Lorsque j'ouvre Défense légitime dont le sous-titre est : « Défendre un homme que l'opinion considère comme un monstre. le récit bouleversant d'une avocate », je ne sais rien du lien entre le livre de Seurat et celui que je m'apprête à lire. Quelle ne fut pas ma surprise de découvrir que le « monstre » dont il s'agit n'est autre que le père de la petite.

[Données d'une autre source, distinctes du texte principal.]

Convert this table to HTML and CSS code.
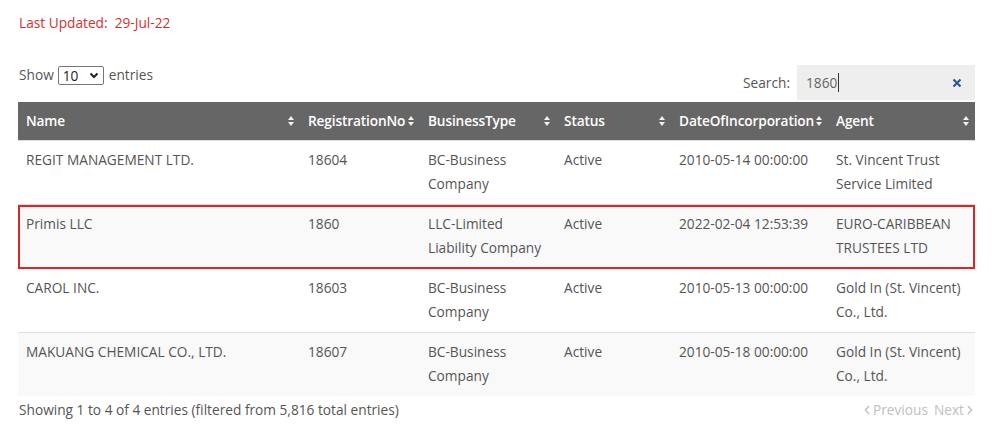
FILE: index.html
```html
<!DOCTYPE html>
<html>
<head>
<meta charset="utf-8">
<link rel="stylesheet" href="styles.css">
</head>
<body>
<div class="page">
  <p class="updated">Last Updated:&nbsp; 29-Jul-22</p>
  <div class="controls">
    <div class="length">
      Show
      <span class="select">10<svg class="chev" width="10" height="7" viewBox="0 0 10 7"><path d="M1.5 1.5 L5 5 L8.5 1.5" fill="none" stroke="#222" stroke-width="2"/></svg></span>
      entries
    </div>
    <div class="search">
      <span class="search-label">Search:</span>
      <div class="search-box"><span class="search-val">1860</span><span class="caret"></span>
        <svg class="clear" width="10" height="10" viewBox="0 0 10 10"><path d="M1.5 1.5 L8.5 8.5 M8.5 1.5 L1.5 8.5" stroke="#2b5b8e" stroke-width="2.2"/></svg>
      </div>
    </div>
  </div>
  <table class="grid">
    <colgroup>
      <col class="c-name"><col class="c-reg"><col class="c-bt"><col class="c-status"><col class="c-date"><col class="c-agent">
    </colgroup>
    <thead>
      <tr>
        <th>Name<span class="sort"></span></th>
        <th>RegistrationNo<span class="sort"></span></th>
        <th>BusinessType<span class="sort"></span></th>
        <th>Status<span class="sort"></span></th>
        <th>DateOfIncorporation<span class="sort"></span></th>
        <th>Agent<span class="sort"></span></th>
      </tr>
    </thead>
    <tbody>
      <tr>
        <td>REGIT MANAGEMENT LTD.</td><td>18604</td><td>BC-Business Company</td><td>Active</td><td>2010-05-14 00:00:00</td><td>St. Vincent Trust Service Limited</td>
      </tr>
      <tr class="even marked">
        <td>Primis LLC</td><td>1860</td><td>LLC-Limited Liability Company</td><td>Active</td><td>2022-02-04 12:53:39</td><td>EURO-CARIBBEAN TRUSTEES LTD</td>
      </tr>
      <tr>
        <td>CAROL INC.</td><td>18603</td><td>BC-Business Company</td><td>Active</td><td>2010-05-13 00:00:00</td><td>Gold In (St. Vincent) Co., Ltd.</td>
      </tr>
      <tr class="even">
        <td>MAKUANG CHEMICAL CO., LTD.</td><td>18607</td><td>BC-Business Company</td><td>Active</td><td>2010-05-18 00:00:00</td><td>Gold In (St. Vincent) Co., Ltd.</td>
      </tr>
    </tbody>
  </table>
  <div class="footer">
    <span class="info">Showing 1 to 4 of 4 entries (filtered from 5,816 total entries)</span>
    <span class="pager">
      <span class="pg"><svg width="6" height="10" viewBox="0 0 6 10"><path d="M5 1 L1.5 5 L5 9" fill="none" stroke="#c4c4c4" stroke-width="1.6"/></svg>Previous</span>
      <span class="pg">Next<svg width="6" height="10" viewBox="0 0 6 10"><path d="M1 1 L4.5 5 L1 9" fill="none" stroke="#c4c4c4" stroke-width="1.6"/></svg></span>
    </span>
  </div>
</div>
</body>
</html>
```
FILE: styles.css
```css
* { box-sizing: border-box; }
html, body { margin: 0; padding: 0; background: #fff; }
body {
  font-family: "Open Sans", "Noto Sans", sans-serif;
  font-size: 13.7px;
  color: #555;
}
.page {
  width: 957px;
  margin-left: 18px;
  padding-top: 13px;
}
.updated {
  margin: 0;
  line-height: 20px;
  color: #d2322d;
  padding-left: 1px;
}
.controls {
  margin-top: 32px;
  display: flex;
  justify-content: space-between;
  align-items: flex-start;
}
.length {
  line-height: 20px;
  display: flex;
  align-items: center;
  gap: 4px;
  padding-left: 1px;
}
.select {
  display: inline-flex;
  align-items: center;
  justify-content: space-between;
  width: 46px;
  height: 19px;
  border: 1px solid #767676;
  border-radius: 2px;
  padding: 0 4px 0 4px;
  color: #222;
  line-height: 17px;
  margin: 0 1px 0 0;
}
.search {
  display: flex;
  align-items: center;
  gap: 7px;
}
.search-label { line-height: 35px; color: #555; }
.search-box {
  width: 178px;
  height: 35px;
  background: #eee;
  display: flex;
  align-items: center;
  padding: 0 13px 0 9px;
  color: #666;
}
.search-val { line-height: 20px; }
.caret { width: 1px; height: 19px; background: #333; margin-left: 1px; }
.clear { margin-left: auto; }
.grid {
  margin-top: 2px;
  width: 957px;
  border-collapse: collapse;
  table-layout: fixed;
}
.c-name { width: 282px; }
.c-reg { width: 120px; }
.c-bt { width: 136px; }
.c-status { width: 115px; }
.c-date { width: 157px; }
.c-agent { width: 147px; }
.grid th {
  background: #666;
  color: #fff;
  font-weight: 600;
  text-align: left;
  padding: 8px 16px 8px 8px;
  line-height: 22px;
  position: relative;
  white-space: nowrap;
  letter-spacing: -0.15px;
}
.sort {
  position: absolute;
  right: 5px;
  top: 14px;
  width: 7px;
  height: 10px;
}
.sort::before, .sort::after {
  content: "";
  position: absolute;
  left: 0;
  border-left: 3.5px solid transparent;
  border-right: 3.5px solid transparent;
}
.sort::before { top: 0; border-bottom: 4px solid #f2f2f2; }
.sort::after { bottom: 0; border-top: 4px solid #f2f2f2; }
.grid td {
  padding: 7px 8px 8px;
  line-height: 24px;
  vertical-align: top;
  color: #555;
  border-top: 1px solid #ddd;
}
.grid tr.even td { background: #f9f9f9; }
.grid tr.marked {
  outline: 2px solid #d9262b;
  outline-offset: -2px;
}
.footer {
  display: flex;
  justify-content: space-between;
  align-items: center;
  padding-top: 4px;
  line-height: 20px;
}
.info { padding-left: 1px; }
.pager {
  display: flex;
  gap: 6px;
  color: #c0c0c0;
  padding-right: 2px;
}
.pg { display: inline-flex; align-items: center; gap: 3px; }
```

Sur le coup, je l'avoue, je m'interroge sur la poursuite de ma lecture. Je ne pense qu'à l'enfant et à tout ce qu'elle a subi et suis tout à fait incapable d'entendre parler de l'autre, celui que je ne veux même pas nommer tellement il ne mérite plus de l'être. J'ai le livre entre les mains et les mots de l'avocate qui m'accompagnent. Sans eux, j'aurais abandonné, sans eux, j'aurais tout lâché, incapable, seule, d'y voir plus clair, refusant la moindre explication qui ouvrirait une voie vers l'autre que je me refuse à voir. Non, c'est au-delà de mes forces.
Et pourtant, aidée, guidée, tenue par les mots de Véronique Sousset, l'avocate du « monstre », j'avance vers quelque chose qui me semble être une forme de lumière encore bien floue. C'est difficile, j'ose à peine regarder où je mets les pieds mais j'y vais.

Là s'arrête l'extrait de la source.